Managing the Pool Water Quality

It’s been almost 4 months since I started to add water from the rainwater tanks into the pool, found a leak, and then pumped about 1,500 gallons back to the rainwater tanks, leaving about 5,000 gallons in the pool. And there it has sat while waiting about a month for delivery of the right materials to fix the leak and now for ‘muscle’ to manipulate the heavy material to be able to fix the leak. I’d hoped this would have been fixed one to two months ago but for various reasons it has not. This post covers the challenges of managing the water quality over these months.

Pool and Ponds As An Integrated Whole

The lap pool is approximately 40 ft long by 6 feet wide by 3-1/2 feet deep designed as an organic pool in that there is a pond at each end with the purpose of plants in the ponds to filter the pool water without using chemicals like chlorine or bromine. An air piping system will help oxygenate the water and move the water from the pool to the ponds and back again.

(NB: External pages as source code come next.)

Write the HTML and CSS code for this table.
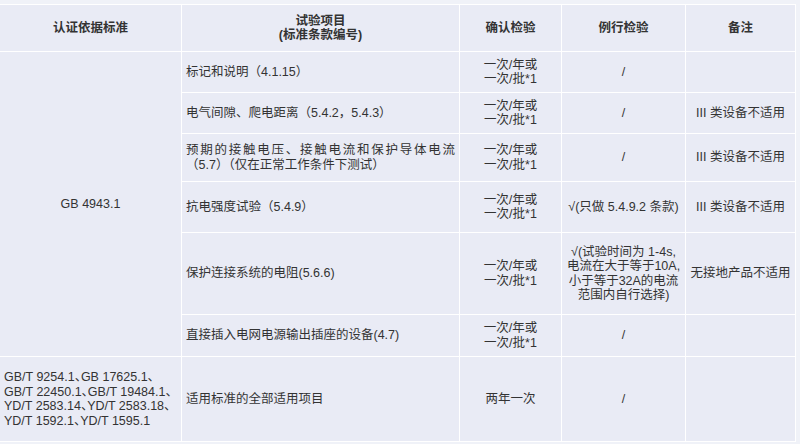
FILE: index.html
```html
<!DOCTYPE html>
<html lang="zh-CN">
<head>
<meta charset="utf-8">
<link rel="stylesheet" href="styles.css">
</head>
<body>
<table class="spec">
  <colgroup>
    <col class="c1"><col class="c2"><col class="c3"><col class="c4"><col class="c5">
  </colgroup>
  <thead>
    <tr class="h-head">
      <th>认证依据标准</th>
      <th>试验项目<br>(标准条款编号)</th>
      <th>确认检验</th>
      <th>例行检验</th>
      <th>备注</th>
    </tr>
  </thead>
  <tbody>
    <tr class="h-41">
      <td class="std center" rowspan="6">GB 4943.1</td>
      <td class="item">标记和说明（4.1.15）</td>
      <td class="center">一次/年或<br>一次/批*1</td>
      <td class="center">/</td>
      <td class="center"></td>
    </tr>
    <tr class="h-41">
      <td class="item">电气间隙、爬电距离（5.4.2，5.4.3）</td>
      <td class="center">一次/年或<br>一次/批*1</td>
      <td class="center">/</td>
      <td class="center nowrap">III 类设备不适用</td>
    </tr>
    <tr class="h-48">
      <td class="item justify">预期的接触电压、接触电流和保护导体电流（5.7）（仅在正常工作条件下测试）</td>
      <td class="center">一次/年或<br>一次/批*1</td>
      <td class="center">/</td>
      <td class="center nowrap">III 类设备不适用</td>
    </tr>
    <tr class="h-51">
      <td class="item">抗电强度试验（5.4.9）</td>
      <td class="center">一次/年或<br>一次/批*1</td>
      <td class="center nowrap">√(只做 5.4.9.2 条款)</td>
      <td class="center nowrap">III 类设备不适用</td>
    </tr>
    <tr class="h-82">
      <td class="item">保护连接系统的电阻(5.6.6)</td>
      <td class="center">一次/年或<br>一次/批*1</td>
      <td class="center nowrap tight">√(试验时间为 1-4s,<br>电流在大于等于10A,<br>小于等于32A的电流<br>范围内自行选择)</td>
      <td class="center nowrap tight">无接地产品不适用</td>
    </tr>
    <tr class="h-42">
      <td class="item">直接插入电网电源输出插座的设备(4.7)</td>
      <td class="center">一次/年或<br>一次/批*1</td>
      <td class="center">/</td>
      <td class="center"></td>
    </tr>
    <tr class="h-85">
      <td class="std left nowrap">GB/T 9254.1、GB 17625.1、<br>GB/T 22450.1、GB/T 19484.1、<br>YD/T 2583.14、YD/T 2583.18、<br>YD/T 1592.1、YD/T 1595.1</td>
      <td class="item">适用标准的全部适用项目</td>
      <td class="center">两年一次</td>
      <td class="center">/</td>
      <td class="center"></td>
    </tr>
  </tbody>
</table>
</body>
</html>
```

FILE: styles.css
```css
html, body {
  margin: 0;
  padding: 0;
  background: #f0f2f8;
}

body {
  font-family: "Liberation Sans", "Noto Sans CJK SC", sans-serif;
  font-size: 12.5px;
  line-height: 14.5px;
  color: #333333;
}

.spec {
  border-collapse: collapse;
  table-layout: fixed;
  width: 796px;
  margin: 4px 0 0 -1px;
  background: #e9ebf5;
}

.c1 { width: 182px; }
.c2 { width: 278px; }
.c3 { width: 102px; }
.c4 { width: 124px; }
.c5 { width: 110px; }

.spec th,
.spec td {
  border: 1px solid #ffffff;
  vertical-align: middle;
  padding: 0 4px;
}

.spec th {
  font-weight: bold;
  text-align: center;
  color: #333333;
}

.h-head { height: 47px; }
.h-41 { height: 41px; }
.h-42 { height: 42px; }
.h-48 { height: 48px; }
.h-51 { height: 51px; }
.h-82 { height: 82px; }
.h-85 { height: 85px; }

.center { text-align: center; }
.left { text-align: left; }
.nowrap { white-space: nowrap; }

.std.left {
  padding-left: 4px;
  padding-right: 0;
  font-feature-settings: "halt";
}

.item {
  text-align: left;
  padding-left: 6px;
  padding-right: 2px;
}

.justify { text-align: justify; }

.tight { padding: 0; }
```
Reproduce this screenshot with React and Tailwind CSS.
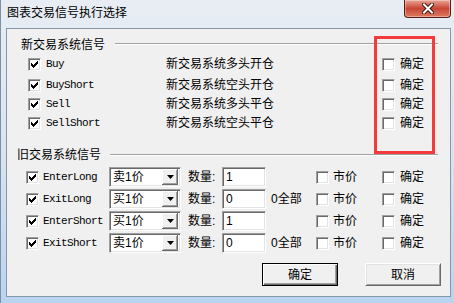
import React from "react";

const CHECK_PATH =
  "M6 0h1v1h-1z M5 1h2v1h-2z M0 2h1v1h-1z M4 2h3v1h-3z M0 3h2v1h-2z M3 3h3v1h-3z M0 4h5v1h-5z M1 5h3v1h-3z M2 6h1v1h-1z";

function Check({ checked }) {
  return (
    <span className="flex h-[13px] w-[13px] shrink-0 items-center justify-center border border-t-[#a0a0a0] border-l-[#a0a0a0] border-r-white border-b-white bg-white shadow-[inset_1px_1px_0_#696969,inset_-1px_-1px_0_#e3e3e3]">
      {checked && (
        <svg width="7" height="7" viewBox="0 0 7 7">
          <path d={CHECK_PATH} fill="#000" />
        </svg>
      )}
    </span>
  );
}

function Combo({ value }) {
  return (
    <div className="flex h-[20px] w-[72px] shrink-0 items-center border border-t-[#a0a0a0] border-l-[#a0a0a0] border-r-white border-b-white bg-white pl-[3px] pr-[2px] shadow-[inset_1px_1px_0_#696969,inset_-1px_-1px_0_#e3e3e3]">
      <span className="flex-1">{value}</span>
      <span className="flex h-[16px] w-[16px] items-center justify-center bg-[#f0f0f0] shadow-[inset_-1px_-1px_0_#696969,inset_1px_1px_0_#ffffff,inset_-2px_-2px_0_#a0a0a0]">
        <svg width="7" height="4" viewBox="0 0 7 4">
          <path d="M0 0h7l-3.5 4z" fill="#000" />
        </svg>
      </span>
    </div>
  );
}

function Field({ value }) {
  return (
    <div className="flex h-[20px] w-[44px] shrink-0 items-center border border-t-[#a0a0a0] border-l-[#a0a0a0] border-r-white border-b-white bg-white pl-[3px] shadow-[inset_1px_1px_0_#696969,inset_-1px_-1px_0_#e3e3e3]">
      {value}
    </div>
  );
}

const newSignals = [
  { name: "Buy", desc: "新交易系统多头开仓", mt: "mt-[4px]" },
  { name: "BuyShort", desc: "新交易系统空头开仓", mt: "mt-[5px]" },
  { name: "Sell", desc: "新交易系统多头平仓", mt: "mt-[3px]" },
  { name: "SellShort", desc: "新交易系统空头平仓", mt: "mt-[3px]" },
];

const oldSignals = [
  { name: "EnterLong", price: "卖1价", qty: "1", all: false },
  { name: "ExitLong", price: "买1价", qty: "0", all: true },
  { name: "EnterShort", price: "买1价", qty: "1", all: false },
  { name: "ExitShort", price: "卖1价", qty: "0", all: true },
];

export default function App() {
  return (
    <div className="relative flex h-[303px] w-[454px] flex-col overflow-hidden border-l border-[#7d90a6] bg-gradient-to-b from-[#e8edf3] via-[#d9e4f0] to-[#b9d4f0] font-['Liberation_Sans','Noto_Sans_CJK_SC',sans-serif] text-[12px] leading-[14px] text-black">
      {/* Title bar */}
      <div className="flex h-[28px] shrink-0 items-start justify-between">
        <div className="pl-[6px] pt-[6px]">图表交易信号执行选择</div>
        <div className="mr-[3px] flex h-[18px] w-[47px] items-center justify-center rounded-b-[4px] border border-t-0 border-[#5a1c16] bg-gradient-to-b from-[#e9a395] via-[#c74535] to-[#dc7a5f] shadow-[inset_0_0_0_1px_rgba(255,255,255,0.35)]">
          <svg width="12" height="11" viewBox="0 0 12 11">
            <path d="M2 1.5L10 9.5M10 1.5L2 9.5" stroke="#3b1510" strokeWidth="4" strokeLinecap="square" />
            <path d="M2 1.5L10 9.5M10 1.5L2 9.5" stroke="#ffffff" strokeWidth="2" strokeLinecap="square" />
          </svg>
        </div>
      </div>

      {/* Client area */}
      <div className="ml-[5px] flex h-[269px] w-[445px] flex-col border border-[#8796a8] bg-[#f0f0f0]">
        {/* New signals group */}
        <div className="mt-[9px] flex items-start pl-[14px] pr-[12px]">
          <span>新交易系统信号</span>
          <div className="ml-[10px] mt-[5px] flex-1 border-t border-b border-t-[#a0a0a0] border-b-white" />
        </div>
        {newSignals.map((s) => (
          <div key={s.name} className={`flex h-[16px] items-center pl-[21px] ${s.mt}`}>
            <Check checked />
            <span className="ml-[5px] w-[120px] font-['Liberation_Mono',monospace] text-[11px] tracking-[-0.6px]">
              {s.name}
            </span>
            <span className="w-[216px]">{s.desc}</span>
            <Check />
            <span className="ml-[5px]">确定</span>
          </div>
        ))}

        {/* Old signals group */}
        <div className="mt-[17px] flex items-start pl-[10px] pr-[12px]">
          <span>旧交易系统信号</span>
          <div className="ml-[9px] mt-[6px] flex-1 border-t border-b border-t-[#a0a0a0] border-b-white" />
        </div>
        <div className="mt-[4px] flex flex-col">
          {oldSignals.map((s) => (
            <div key={s.name} className="flex h-[22px] items-center pl-[19px]">
              <Check checked />
              <span className="ml-[4px] w-[66px] font-['Liberation_Mono',monospace] text-[11px] tracking-[-0.6px]">
                {s.name}
              </span>
              <Combo value={s.price} />
              <span className="ml-[7px] w-[34px]">数量:</span>
              <Field value={s.qty} />
              <span className="ml-[5px] w-[45px]">{s.all ? "0全部" : ""}</span>
              <Check />
              <span className="ml-[4px] w-[49px]">市价</span>
              <Check />
              <span className="ml-[5px]">确定</span>
            </div>
          ))}
        </div>

        {/* Buttons */}
        <div className="mt-[9px] flex justify-end gap-[27px] pr-[9px]">
          <button className="flex h-[23px] w-[76px] items-center justify-center border border-black bg-[#f0f0f0] shadow-[inset_1px_1px_0_#ffffff,inset_-1px_-1px_0_#696969,inset_-2px_-2px_0_#a0a0a0]">
            确定
          </button>
          <button className="flex h-[23px] w-[76px] items-center justify-center border border-t-white border-l-white border-r-[#696969] border-b-[#696969] bg-[#f0f0f0] shadow-[inset_1px_1px_0_#e3e3e3,inset_-1px_-1px_0_#a0a0a0]">
            取消
          </button>
        </div>
      </div>

      {/* Annotation rectangle drawn over the dialog */}
      <div className="absolute left-[373px] top-[36px] h-[118px] w-[61px] border-[3px] border-[#f43a3a]" />
    </div>
  );
}
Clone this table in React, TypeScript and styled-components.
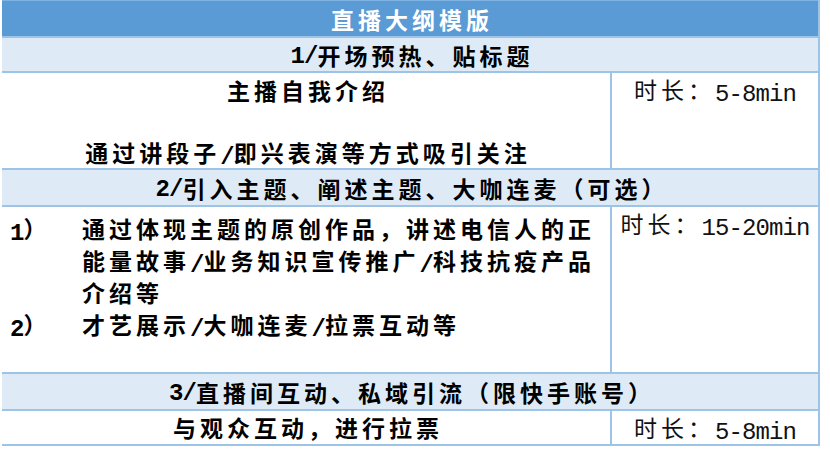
import React from "react";
import styled, { createGlobalStyle } from "styled-components";

const LINE = "#9dc3e6";

const Global = createGlobalStyle`
  html, body { margin: 0; padding: 0; background: #ffffff; }
  body { font-family: "Noto Sans CJK SC", sans-serif; }
`;

const Table = styled.div`
  width: 818px;
  box-sizing: border-box;
  margin-left: 2px;
  border-right: 2px solid ${LINE};
  display: flex;
  flex-direction: column;
  font-family: "Noto Sans CJK SC", "Noto Sans CJK JP", sans-serif;
  font-size: 23px;
  letter-spacing: 4px;
  color: #000;
`;

const TitleBar = styled.div`
  height: 38px;
  box-sizing: border-box;
  background: #5b9bd5;
  border-top: 1px solid #7eb2e2;
  border-bottom: 2px solid ${LINE};
  color: #ffffff;
  font-weight: 700;
  display: flex;
  align-items: center;
  justify-content: center;
  padding-left: 4px;
`;

const Band = styled.div<{ $h: number }>`
  height: ${(p) => p.$h}px;
  box-sizing: border-box;
  background: #deebf7;
  border-bottom: 2px solid ${LINE};
  font-weight: 700;
  display: flex;
  align-items: center;
  justify-content: center;
  padding-left: 4px;
`;

const Row = styled.div<{ $h: number }>`
  height: ${(p) => p.$h}px;
  box-sizing: border-box;
  border-bottom: 2px solid ${LINE};
  display: flex;
`;

const MainCell = styled.div<{ $pt: number; $lh: number; $center?: boolean }>`
  width: 610px;
  flex: none;
  box-sizing: border-box;
  border-right: 2px solid ${LINE};
  padding-top: ${(p) => p.$pt}px;
  padding-left: ${(p) => (p.$center ? 4 : 8)}px;
  line-height: ${(p) => p.$lh}px;
  font-weight: 700;
  text-align: ${(p) => (p.$center ? "center" : "left")};
`;

const TimeCell = styled.div<{ $pt: number; $lh: number }>`
  flex: 1;
  padding-top: ${(p) => p.$pt}px;
  line-height: ${(p) => p.$lh}px;
  text-align: center;
  font-weight: 400;
  color: #111;
`;

const TextLine = styled.div`
  min-height: 1lh;
`;

const List = styled.div`
  display: grid;
  grid-template-columns: 72px 1fr;
`;

const Marker = styled.div``;

const ItemText = styled.div``;

const Latin = styled.span`
  font-family: "Liberation Mono", monospace;
  font-size: 24px;
  letter-spacing: -0.9px;
  line-height: 1;
  position: relative;
  top: 2px;
`;

const Mixed = ({ text }: { text: string }) => {
  const parts = text.split(/([\x21-\x7e]+)/);
  return (
    <>
      {parts.map((p, i) => (i % 2 ? <Latin key={i}>{p}</Latin> : <React.Fragment key={i}>{p}</React.Fragment>))}
    </>
  );
};

export default function App() {
  return (
    <>
      <Global />
      <Table>
        <TitleBar>直播大纲模版</TitleBar>

        <Band $h={35}>
          <Mixed text="1/开场预热、贴标题" />
        </Band>
        <Row $h={97}>
          <MainCell $pt={2} $lh={31} $center>
            <TextLine>主播自我介绍</TextLine>
            <TextLine />
            <TextLine>
              <Mixed text="通过讲段子/即兴表演等方式吸引关注" />
            </TextLine>
          </MainCell>
          <TimeCell $pt={1} $lh={31}>
            <Mixed text="时长：5-8min" />
          </TimeCell>
        </Row>

        <Band $h={37}>
          <Mixed text="2/引入主题、阐述主题、大咖连麦（可选）" />
        </Band>
        <Row $h={167}>
          <MainCell $pt={5} $lh={32}>
            <List>
              <Marker>
                <Mixed text="1）" />
              </Marker>
              <ItemText>
                <TextLine>通过体现主题的原创作品，讲述电信人的正</TextLine>
                <TextLine>
                  <Mixed text="能量故事/业务知识宣传推广/科技抗疫产品" />
                </TextLine>
                <TextLine>介绍等</TextLine>
              </ItemText>
              <Marker>
                <Mixed text="2）" />
              </Marker>
              <ItemText>
                <Mixed text="才艺展示/大咖连麦/拉票互动等" />
              </ItemText>
            </List>
          </MainCell>
          <TimeCell $pt={0} $lh={32}>
            <Mixed text="时长：15-20min" />
          </TimeCell>
        </Row>

        <Band $h={37}>
          <Mixed text="3/直播间互动、私域引流（限快手账号）" />
        </Band>
        <Row $h={35}>
          <MainCell $pt={0} $lh={33} $center>
            与观众互动，进行拉票
          </MainCell>
          <TimeCell $pt={0} $lh={33}>
            <Mixed text="时长：5-8min" />
          </TimeCell>
        </Row>
      </Table>
    </>
  );
}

The ponds are approximately 2 feet deep. A gabion basket forms the barrier between each pond and the pool to both hold the air pipe system and hold the plants in the pond.

Filling the Pool and Ponds

Using a standard garden hose from the rainwater tanks just west of the greenhouse, water filled slowly so that I could smooth out wrinkles in the liner and check for leaks. Also I needed the water weight holding the liner on the bottom so I could fold the corners to alleviate a lot of the bulk. I ran the water during the day over the course of a week until it was about an inch deep in the west pond and held that level for a couple days. This meant the seam between the pool liner and west pond liner under the gabion basket did not have a leak.

Then I let the hose run overnight which moved the entire 5,000 gallons from the rainwater tanks into the pool. This raised the water level to about 9-12 inches below the full line.

Locating the Leak

The water level slowly declined over the next 12 hours or so until it settled at about 2 inches deep in the west pond. This meant there was at least one leak just above that level. Wet marks on the concrete on the other side of the pond wall confirm the location of the leak.

Although not confirmed with direct evidence, I suspect there may also be a leak in the seam between the pool liner and east pond liner.

Water Quality Testing

Coming from rainwater tanks where the ambient air temperature was in the upper 30s to upper 40s, the water in the pool was too cold for algae growth for the first couple months. Between the warmer ground temperature from below and the warmer greenhouse air temperature from above, the pool water temperature was in the mid-50s by early April and upper-60s by late May. The water was crystal clear until late May.

However, once the water temperature was warm enough for algae growth, without the pond plants and the air pipe system moving the pool water it quickly became stagnant with all the issues that flow from that.

Floating Pond Plants

Without water in the pond areas I couldn’t use plants to filter the water. But I added a few floating plants that quickly died. Water temperature was not likely the reason since they came from a nursery’s outside pond that was colder than my pool. However, the lotus plant was growing normally, sending fronds to the surface.

To set a baseline and to make sure there wasn’t something in the water that could effect the plant growth, I ran a series of tests using test strips. All results were ‘normal’.  

Bypassing the Air Pipe System

The air pipe system only works to oxygenate and move the water when the water level is above the top of the vertical 3” pipes. The system is designed with a single pump in the house crawl-space that splits to send air to each pond’s pipe system through a 3/4” pvc supply line, to a ¼” flexible tube to an air stone inside the vertical 3” tube.

I’ve been able to temporarily connect the pump into the ¾” pvc supply line for the east pond and put the air stones directly into the pool (instead of inside the 3” pipe) to produce bubbles and water movement in most of the pool. This has been sufficient to prevent mosquitoes breeding on the surface but is not sufficient to mix the water layers.

It did, however, confirm the single pump would not be sufficient to drive the entire system, including both pond’s circulation systems. So I’ve purchased a second, larger pump for the west pond that is feeding a ¾” pvc pipe directly into the pool.

Current Condition

Ultimately it has been a case of a bit too little too late. I’ve added 2 barley straw bales and waiting on liquid barley straw.